Other cuts include: 

- A $126 million bite out of public school funding, which would mean reducing charter school construction projects and full-day kindergarten expansions. 

- Reducing spending for colleges and universities by another $70 million on top of the $30 million decrease in the current year. 

- These combined reductions would would lower spending on higher education to 2007 levels of about $750 million. 

- Cutting planned increases in fees paid to doctors and  hospitals who take Medicaid patients, saving the state some $150  million, $70 million of which would come from the state's general fund.

- Suspending outreach efforts to enroll more kids in the Children's Basic Health Plan, or CHP+, saving $19.3 million, of which $3.1 million comes from the general fund. 

Saliman said Ritter's office crafted its budget cuts assuming  that the state would get at least $151 million more from the federal government for Medicaid costs. The state pays half the cost of Medicaid, while the federal government pays the other half. 

But as in the last recession during the early part of the decade, Congress is proposing to increase the federal government's share  of the Medicaid burden, at least for a few years. Doing so would take pressure off the state's general fund. 

Sen. Abel Tapia, D-Pueblo, like some of his colleagues, said he was wary of hoping the federal government would bail out the state from its financial troubles. 

"I'm going to wait until the check comes until I get real excited," Tapia said. 

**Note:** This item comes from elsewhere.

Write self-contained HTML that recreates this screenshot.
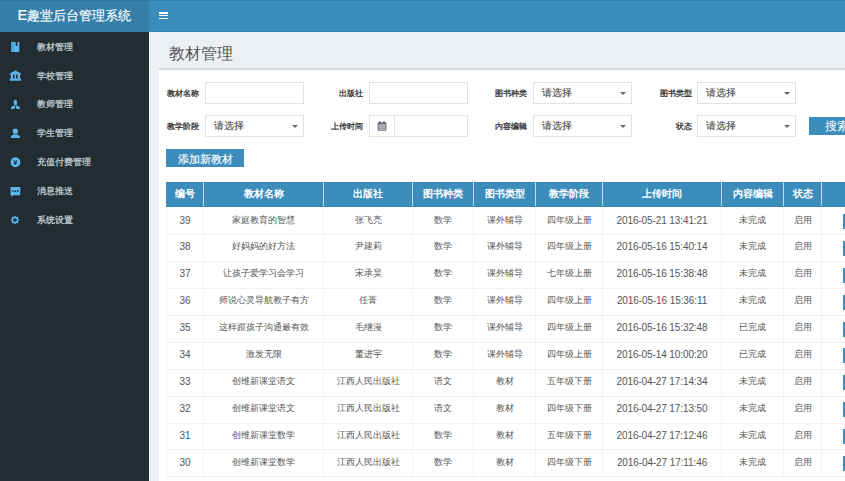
<!DOCTYPE html>
<html><head><meta charset="utf-8"><style>*{margin:0;padding:0;box-sizing:border-box}
html,body{width:845px;height:481px;overflow:hidden;background:#ecf0f5;font-family:"Liberation Sans",sans-serif;position:relative}
.abs{position:absolute}
#logo{left:0;top:0;width:149px;height:31.5px;background:#367fa9;box-shadow:inset 0 1px 0 #2e74a0;color:#fff;font-size:13.3px;line-height:30px;padding-left:17.5px;white-space:nowrap;-webkit-text-stroke:0.15px #fff}
#nav{left:149px;top:0;width:696px;height:31.5px;background:#3c8dbc;border-bottom:1px solid #2f80b3;box-shadow:inset 0 1px 0 #2c82b4}
.bar{position:absolute;left:10px;width:9px;height:1.6px;background:#fff}
#side{left:0;top:31.5px;width:149px;height:450px;background:#222d32}
.mi{position:absolute;left:37px;font-size:9.3px;color:#c4d0d6;-webkit-text-stroke:0.25px #c4d0d6;white-space:nowrap;line-height:12px}
.ic{position:absolute;left:8px;width:14px;height:14px}
#title{left:169px;top:44.5px;font-size:15.5px;color:#555;line-height:18px;white-space:nowrap}
#box{left:159px;top:68px;width:700px;height:420px;background:#fff;border-top:2px solid #d6d9e1}
.lbl{position:absolute;font-size:8px;font-weight:normal;color:#333;-webkit-text-stroke:0.3px #333;white-space:nowrap;line-height:12px;text-align:right}
.inp{position:absolute;height:22px;width:99px;border:1px solid #e0e2e7;background:#fff}
.sel .t{position:absolute;left:8px;top:4px;font-size:9.5px;color:#444;-webkit-text-stroke:0.1px #444;line-height:12px;white-space:nowrap}
.sel .car{position:absolute;right:5px;top:9px;width:0;height:0;border-left:3px solid transparent;border-right:3px solid transparent;border-top:3px solid #666}
.addon{position:absolute;left:0;top:0;width:25px;height:20px;border-right:1px solid #e0e2e7}
.btn{position:absolute;background:#3c8dbc;color:#fff;white-space:nowrap;text-align:center}
#tbl{left:166px;top:181px;width:700px;height:296px}
.thead{position:absolute;left:0;top:0.5px;width:700px;height:25px;background:#3c8dbc;box-shadow:inset 0 1px 0 #3686b8,inset 0 -1px 0 #3584b6}
.th{position:absolute;top:0;height:24.5px;line-height:23.5px;text-align:center;color:#fff;font-weight:bold;font-size:10.2px;border-left:1px solid #c4dbeb;white-space:nowrap}
.th:first-child{border-left:none}
.tr{position:absolute;left:0;width:700px;border-bottom:1px solid #f1f1f1}
.td{position:absolute;top:0;height:100%;display:flex;align-items:center;justify-content:center;padding-bottom:2.6px;color:#555;font-size:9.3px;border-left:1px solid #f3f3f3;white-space:nowrap}
.td.num{font-size:10px}.td.dt{font-size:10px;letter-spacing:-0.1px}
.opbtn{position:absolute;left:21px;top:5.5px;width:20px;height:15px;background:#3c8dbc}
</style></head>
<body>
<div id="logo" class="abs"><span style="font-size:14.5px">E</span>趣堂后台管理系统</div>
<div id="nav" class="abs">
  <div class="bar" style="top:12px"></div>
  <div class="bar" style="top:14.8px"></div>
  <div class="bar" style="top:17.6px"></div>
</div>
<div id="side" class="abs">
  <div class="mi" style="top:9.5px">教材管理</div>
  <div class="mi" style="top:38px">学校管理</div>
  <div class="mi" style="top:66.7px">教师管理</div>
  <div class="mi" style="top:95.9px">学生管理</div>
  <div class="mi" style="top:124.9px">充值付费管理</div>
  <div class="mi" style="top:153.8px">消息推送</div>
  <div class="mi" style="top:182.9px">系统设置</div>
</div>

<svg class="abs" style="left:10px;top:41px" width="11" height="12" viewBox="0 0 11 12"><path fill="#5ab4ee" d="M1,0.9 H5.7 V4.6 L6.6,5.3 L7.5,4.6 V1.1 H9.3 V11 H1 Z"/><rect x="1" y="0.9" width="2.6" height="10.1" fill="#4a9fd8"/></svg>
<svg class="abs" style="left:9px;top:70px" width="13" height="12" viewBox="0 0 13 12"><path fill="#5ab4ee" d="M0.8,3.4 L6.4,0.5 L12,3.4 V4.4 H0.8 Z M1.8,4.4 H4 V8.8 H1.8 Z M5.5,4.4 H7.1 V8.8 H5.5 Z M8.7,4.4 H11 V8.8 H8.7 Z M0.8,8.6 H12 V10.8 H0.8 Z"/></svg>
<svg class="abs" style="left:10px;top:99px" width="11" height="11" viewBox="0 0 11 11"><ellipse cx="5.4" cy="3.4" rx="1.75" ry="2.7" fill="#5ab4ee"/><path fill="#5ab4ee" d="M5.05,6.2 C3,6.6 0.8,7.6 0.8,9.3 C0.8,10 1.4,10.2 2.2,10.2 C3.6,10.2 4.6,9.6 5.05,8.6 Z M5.75,6.2 C7.8,6.6 10,7.6 10,9.3 C10,10 9.4,10.2 8.6,10.2 C7.2,10.2 6.2,9.6 5.75,8.6 Z"/></svg>
<svg class="abs" style="left:10px;top:128px" width="11" height="11" viewBox="0 0 11 11"><circle cx="5.4" cy="3.2" r="2.6" fill="#5ab4ee"/><path fill="#5ab4ee" d="M0.8,10 C0.8,7.4 2.6,6.3 5.4,6.3 C8.2,6.3 10,7.4 10,10 Z"/></svg>
<svg class="abs" style="left:10px;top:157px" width="11" height="11" viewBox="0 0 11 11"><circle cx="5.4" cy="5.25" r="4.9" fill="#5ab4ee"/><path d="M3.6,2.9 L5.4,5.3 L7.2,2.9 M5.4,5.3 V8 M3.9,5.6 H6.9 M3.9,6.7 H6.9" stroke="#222d32" stroke-width="0.9" fill="none"/></svg>
<svg class="abs" style="left:10px;top:186px" width="11" height="12" viewBox="0 0 11 12"><path fill="#5ab4ee" d="M0.5,1 H10.25 V9.25 H3.5 L1.5,11 V9.25 H0.5 Z"/><circle cx="3" cy="5.1" r="0.9" fill="#222d32"/><circle cx="5.4" cy="5.1" r="0.9" fill="#222d32"/><circle cx="7.8" cy="5.1" r="0.9" fill="#222d32"/></svg>
<svg class="abs" style="left:9px;top:214px" width="12" height="12" viewBox="0 0 12 12"><path fill="#5ab4ee" fill-rule="evenodd" d="M4.66,2.77 L5.40,2.55 L5.46,1.73 L6.54,1.73 L6.60,2.55 L7.34,2.77 L8.01,3.14 L8.64,2.60 L9.40,3.36 L8.86,3.99 L9.23,4.66 L9.45,5.40 L10.27,5.46 L10.27,6.54 L9.45,6.60 L9.23,7.34 L8.86,8.01 L9.40,8.64 L8.64,9.40 L8.01,8.86 L7.34,9.23 L6.60,9.45 L6.54,10.27 L5.46,10.27 L5.40,9.45 L4.66,9.23 L3.99,8.86 L3.36,9.40 L2.60,8.64 L3.14,8.01 L2.77,7.34 L2.55,6.60 L1.73,6.54 L1.73,5.46 L2.55,5.40 L2.77,4.66 L3.14,3.99 L2.60,3.36 L3.36,2.60 L3.99,3.14Z M7.8,6 A1.8,1.8 0 1 0 4.2,6 A1.8,1.8 0 1 0 7.8,6 Z"/></svg>
<div id="title" class="abs">教材管理</div>
<div id="box" class="abs"></div>
<!-- form -->
<div class="lbl" style="left:161px;top:88px;width:38px">教材名称</div>
<div class="inp" style="left:205px;top:82px"></div>
<div class="lbl" style="left:321px;top:88px;width:42px">出版社</div>
<div class="inp" style="left:369px;top:82px"></div>
<div class="lbl" style="left:481px;top:88px;width:46px">图书种类</div>
<div class="inp sel" style="left:533px;top:82px"><span class="t">请选择</span><span class="car"></span></div>
<div class="lbl" style="left:641px;top:88px;width:51px">图书类型</div>
<div class="inp sel" style="left:697px;top:82px"><span class="t">请选择</span><span class="car"></span></div>

<div class="lbl" style="left:161px;top:121px;width:38px">教学阶段</div>
<div class="inp sel" style="left:205px;top:115px"><span class="t">请选择</span><span class="car"></span></div>
<div class="lbl" style="left:321px;top:121px;width:42px">上传时间</div>
<div class="inp" style="left:369px;top:115px"><span class="addon"></span></div>
<div class="lbl" style="left:481px;top:121px;width:46px">内容编辑</div>
<div class="inp sel" style="left:533px;top:115px"><span class="t">请选择</span><span class="car"></span></div>
<div class="lbl" style="left:641px;top:121px;width:51px">状态</div>
<div class="inp sel" style="left:697px;top:115px"><span class="t">请选择</span><span class="car"></span></div>
<svg class="abs" style="left:376px;top:120px" width="12" height="12" viewBox="0 0 12 12"><rect x="1.6" y="2.2" width="8.8" height="8.6" rx="1" fill="#6b6b78"/><rect x="2.6" y="4.6" width="6.8" height="1" fill="#e8e8ee"/><rect x="2.6" y="6.6" width="6.8" height="1" fill="#e8e8ee"/><rect x="2.6" y="8.6" width="6.8" height="1" fill="#e8e8ee"/><rect x="3.4" y="1.1" width="1.1" height="2" fill="#555"/><rect x="7.5" y="1.1" width="1.1" height="2" fill="#555"/></svg>
<div class="btn" style="left:809px;top:117px;width:60px;height:18px;font-size:12px;line-height:18px;text-align:left;padding-left:16px">搜索</div>
<div class="btn" style="left:166px;top:149px;width:78px;height:18px;font-size:10.8px;line-height:21px;-webkit-text-stroke:0.15px #fff">添加新教材</div>
<div id="tbl" class="abs">
  <div class="thead"><div class="th" style="left:0px;width:37px">编号</div><div class="th" style="left:37px;width:120px">教材名称</div><div class="th" style="left:157px;width:89px">出版社</div><div class="th" style="left:246px;width:61px">图书种类</div><div class="th" style="left:307px;width:62px">图书类型</div><div class="th" style="left:369px;width:67px">教学阶段</div><div class="th" style="left:436px;width:119px">上传时间</div><div class="th" style="left:555px;width:62px">内容编辑</div><div class="th" style="left:617px;width:38px">状态</div><div class="th" style="left:655px;width:79px"></div></div>
  <div class="tr" style="top:27.4px;height:26.9px"><div class="td num" style="left:0px;width:37px">39</div><div class="td" style="left:37px;width:120px">家庭教育的智慧</div><div class="td" style="left:157px;width:89px">张飞亮</div><div class="td" style="left:246px;width:61px">数学</div><div class="td" style="left:307px;width:62px">课外辅导</div><div class="td" style="left:369px;width:67px">四年级上册</div><div class="td dt" style="left:436px;width:119px">2016-05-21 13:41:21</div><div class="td" style="left:555px;width:62px">未完成</div><div class="td" style="left:617px;width:38px">启用</div><div class="td" style="left:655px;width:79px"><span class="opbtn"></span></div></div><div class="tr" style="top:54.3px;height:26.9px"><div class="td num" style="left:0px;width:37px">38</div><div class="td" style="left:37px;width:120px">好妈妈的好方法</div><div class="td" style="left:157px;width:89px">尹建莉</div><div class="td" style="left:246px;width:61px">数学</div><div class="td" style="left:307px;width:62px">课外辅导</div><div class="td" style="left:369px;width:67px">四年级上册</div><div class="td dt" style="left:436px;width:119px">2016-05-16 15:40:14</div><div class="td" style="left:555px;width:62px">未完成</div><div class="td" style="left:617px;width:38px">启用</div><div class="td" style="left:655px;width:79px"><span class="opbtn"></span></div></div><div class="tr" style="top:81.19999999999999px;height:26.9px"><div class="td num" style="left:0px;width:37px">37</div><div class="td" style="left:37px;width:120px">让孩子爱学习会学习</div><div class="td" style="left:157px;width:89px">宋承昊</div><div class="td" style="left:246px;width:61px">数学</div><div class="td" style="left:307px;width:62px">课外辅导</div><div class="td" style="left:369px;width:67px">七年级上册</div><div class="td dt" style="left:436px;width:119px">2016-05-16 15:38:48</div><div class="td" style="left:555px;width:62px">未完成</div><div class="td" style="left:617px;width:38px">启用</div><div class="td" style="left:655px;width:79px"><span class="opbtn"></span></div></div><div class="tr" style="top:108.1px;height:26.9px"><div class="td num" style="left:0px;width:37px">36</div><div class="td" style="left:37px;width:120px">师说心灵导航教子有方</div><div class="td" style="left:157px;width:89px">任菁</div><div class="td" style="left:246px;width:61px">数学</div><div class="td" style="left:307px;width:62px">课外辅导</div><div class="td" style="left:369px;width:67px">四年级上册</div><div class="td dt" style="left:436px;width:119px">2016-05-16 15:36:11</div><div class="td" style="left:555px;width:62px">未完成</div><div class="td" style="left:617px;width:38px">启用</div><div class="td" style="left:655px;width:79px"><span class="opbtn"></span></div></div><div class="tr" style="top:135.0px;height:26.9px"><div class="td num" style="left:0px;width:37px">35</div><div class="td" style="left:37px;width:120px">这样跟孩子沟通最有效</div><div class="td" style="left:157px;width:89px">毛继漫</div><div class="td" style="left:246px;width:61px">数学</div><div class="td" style="left:307px;width:62px">课外辅导</div><div class="td" style="left:369px;width:67px">四年级上册</div><div class="td dt" style="left:436px;width:119px">2016-05-16 15:32:48</div><div class="td" style="left:555px;width:62px">已完成</div><div class="td" style="left:617px;width:38px">启用</div><div class="td" style="left:655px;width:79px"><span class="opbtn"></span></div></div><div class="tr" style="top:161.9px;height:26.9px"><div class="td num" style="left:0px;width:37px">34</div><div class="td" style="left:37px;width:120px">激发无限</div><div class="td" style="left:157px;width:89px">董进宇</div><div class="td" style="left:246px;width:61px">数学</div><div class="td" style="left:307px;width:62px">课外辅导</div><div class="td" style="left:369px;width:67px">四年级上册</div><div class="td dt" style="left:436px;width:119px">2016-05-14 10:00:20</div><div class="td" style="left:555px;width:62px">已完成</div><div class="td" style="left:617px;width:38px">启用</div><div class="td" style="left:655px;width:79px"><span class="opbtn"></span></div></div><div class="tr" style="top:188.79999999999998px;height:26.9px"><div class="td num" style="left:0px;width:37px">33</div><div class="td" style="left:37px;width:120px">创维新课堂语文</div><div class="td" style="left:157px;width:89px">江西人民出版社</div><div class="td" style="left:246px;width:61px">语文</div><div class="td" style="left:307px;width:62px">教材</div><div class="td" style="left:369px;width:67px">五年级下册</div><div class="td dt" style="left:436px;width:119px">2016-04-27 17:14:34</div><div class="td" style="left:555px;width:62px">未完成</div><div class="td" style="left:617px;width:38px">启用</div><div class="td" style="left:655px;width:79px"><span class="opbtn"></span></div></div><div class="tr" style="top:215.7px;height:26.9px"><div class="td num" style="left:0px;width:37px">32</div><div class="td" style="left:37px;width:120px">创维新课堂语文</div><div class="td" style="left:157px;width:89px">江西人民出版社</div><div class="td" style="left:246px;width:61px">语文</div><div class="td" style="left:307px;width:62px">教材</div><div class="td" style="left:369px;width:67px">四年级下册</div><div class="td dt" style="left:436px;width:119px">2016-04-27 17:13:50</div><div class="td" style="left:555px;width:62px">未完成</div><div class="td" style="left:617px;width:38px">启用</div><div class="td" style="left:655px;width:79px"><span class="opbtn"></span></div></div><div class="tr" style="top:242.6px;height:26.9px"><div class="td num" style="left:0px;width:37px">31</div><div class="td" style="left:37px;width:120px">创维新课堂数学</div><div class="td" style="left:157px;width:89px">江西人民出版社</div><div class="td" style="left:246px;width:61px">数学</div><div class="td" style="left:307px;width:62px">教材</div><div class="td" style="left:369px;width:67px">五年级下册</div><div class="td dt" style="left:436px;width:119px">2016-04-27 17:12:46</div><div class="td" style="left:555px;width:62px">未完成</div><div class="td" style="left:617px;width:38px">启用</div><div class="td" style="left:655px;width:79px"><span class="opbtn"></span></div></div><div class="tr" style="top:269.5px;height:26.9px"><div class="td num" style="left:0px;width:37px">30</div><div class="td" style="left:37px;width:120px">创维新课堂数学</div><div class="td" style="left:157px;width:89px">江西人民出版社</div><div class="td" style="left:246px;width:61px">数学</div><div class="td" style="left:307px;width:62px">教材</div><div class="td" style="left:369px;width:67px">四年级下册</div><div class="td dt" style="left:436px;width:119px">2016-04-27 17:11:46</div><div class="td" style="left:555px;width:62px">未完成</div><div class="td" style="left:617px;width:38px">启用</div><div class="td" style="left:655px;width:79px"><span class="opbtn"></span></div></div>
</div>
</body></html>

The governor's plan also has one money-generating proposal: a $10 to $15 fee for background checks on would-be gun owners. Officials said there had been a fee in previous years for the checks, but it had been eliminated. 

Republicans responded to Ritter's proposals by suggesting that  it was the free-wheeling spending of Demcorats the last two years that had put the state in the red. 

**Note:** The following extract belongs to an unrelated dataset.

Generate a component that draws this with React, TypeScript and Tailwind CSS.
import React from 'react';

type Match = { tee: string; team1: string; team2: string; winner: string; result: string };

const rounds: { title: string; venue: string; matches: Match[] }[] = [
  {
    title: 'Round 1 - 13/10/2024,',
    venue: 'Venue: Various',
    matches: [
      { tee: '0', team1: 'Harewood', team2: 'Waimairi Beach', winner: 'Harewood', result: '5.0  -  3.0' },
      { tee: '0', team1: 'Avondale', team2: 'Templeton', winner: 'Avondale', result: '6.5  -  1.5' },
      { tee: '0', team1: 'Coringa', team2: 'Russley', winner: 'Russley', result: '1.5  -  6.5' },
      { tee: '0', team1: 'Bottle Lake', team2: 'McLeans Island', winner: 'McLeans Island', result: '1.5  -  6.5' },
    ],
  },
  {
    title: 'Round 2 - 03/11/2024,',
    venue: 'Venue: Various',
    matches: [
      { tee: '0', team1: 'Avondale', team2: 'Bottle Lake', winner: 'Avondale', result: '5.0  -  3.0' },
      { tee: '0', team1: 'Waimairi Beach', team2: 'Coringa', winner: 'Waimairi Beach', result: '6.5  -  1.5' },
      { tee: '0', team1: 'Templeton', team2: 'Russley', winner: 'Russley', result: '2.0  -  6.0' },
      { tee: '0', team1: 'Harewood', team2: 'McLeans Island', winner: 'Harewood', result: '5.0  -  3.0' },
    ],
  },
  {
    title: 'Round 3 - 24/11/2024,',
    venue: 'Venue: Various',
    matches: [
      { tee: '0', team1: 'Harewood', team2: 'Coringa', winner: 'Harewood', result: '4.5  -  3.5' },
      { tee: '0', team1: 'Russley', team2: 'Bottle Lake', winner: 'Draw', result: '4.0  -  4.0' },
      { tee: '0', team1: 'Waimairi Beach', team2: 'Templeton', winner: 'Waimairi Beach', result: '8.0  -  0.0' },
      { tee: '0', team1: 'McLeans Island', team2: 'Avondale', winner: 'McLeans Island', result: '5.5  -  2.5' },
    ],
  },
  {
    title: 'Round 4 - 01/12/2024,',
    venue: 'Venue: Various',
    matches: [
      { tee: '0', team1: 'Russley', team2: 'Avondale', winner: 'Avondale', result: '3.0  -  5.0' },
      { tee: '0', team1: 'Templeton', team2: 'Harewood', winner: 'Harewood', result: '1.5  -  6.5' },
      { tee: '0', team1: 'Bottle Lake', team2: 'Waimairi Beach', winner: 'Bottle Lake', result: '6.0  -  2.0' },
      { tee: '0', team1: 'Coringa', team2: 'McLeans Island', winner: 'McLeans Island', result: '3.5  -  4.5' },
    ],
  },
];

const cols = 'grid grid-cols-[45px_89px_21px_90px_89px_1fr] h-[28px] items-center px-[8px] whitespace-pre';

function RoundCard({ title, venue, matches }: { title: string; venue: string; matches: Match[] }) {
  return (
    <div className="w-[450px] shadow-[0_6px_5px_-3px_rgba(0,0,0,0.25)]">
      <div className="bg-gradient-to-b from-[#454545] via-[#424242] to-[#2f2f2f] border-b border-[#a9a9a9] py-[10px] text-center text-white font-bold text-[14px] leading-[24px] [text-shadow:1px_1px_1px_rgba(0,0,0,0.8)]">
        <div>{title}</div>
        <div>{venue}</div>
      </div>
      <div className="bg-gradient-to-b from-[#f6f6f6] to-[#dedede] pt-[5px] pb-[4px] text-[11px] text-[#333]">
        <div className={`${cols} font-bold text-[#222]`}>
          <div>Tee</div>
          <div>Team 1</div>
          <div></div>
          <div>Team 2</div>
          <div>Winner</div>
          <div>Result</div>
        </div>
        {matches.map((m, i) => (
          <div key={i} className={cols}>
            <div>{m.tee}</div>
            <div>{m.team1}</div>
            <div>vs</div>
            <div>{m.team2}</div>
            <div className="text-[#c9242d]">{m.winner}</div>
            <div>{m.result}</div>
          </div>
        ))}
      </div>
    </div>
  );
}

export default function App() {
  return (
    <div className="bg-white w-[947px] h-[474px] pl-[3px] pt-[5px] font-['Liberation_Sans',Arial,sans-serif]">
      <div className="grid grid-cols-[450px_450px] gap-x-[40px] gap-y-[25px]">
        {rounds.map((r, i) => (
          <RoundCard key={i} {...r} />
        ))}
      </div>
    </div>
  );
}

"The budget news from the governor was sobering, but it was not  a surprise," Senate Minority Leader Josh Penry, R-Grand Junction, said. "The dark clouds of recession have been gathering for more than a year, and the leaders of this state have done very little to position us to weather the storm.” 

Sen. Ted Harvey, R-Highlands Ranch, said that despite Democratic bashing of the Taxpayers' Bill of Rights, the constitutional  provision that limits state spending and growth, TABOR had kept thebudget shortfall from being worse. Without it, he said, Colorado would have spent itself into a much worse situation. 

"Because of TABOR, we had to hold ourselves back," Harvey said."I just want to say, I think TABOR has been a good thing." 

But that comment prompted a response from Sen. Moe Keller, D-Wheat Ridge, the chairwoman of the Joint Budget Committee, who said TABOR had been far too restrictive. 

"We don't have the money to open a prison," Keller said, referring to the delayed prison in Canon City. "That's pretty serious stuff."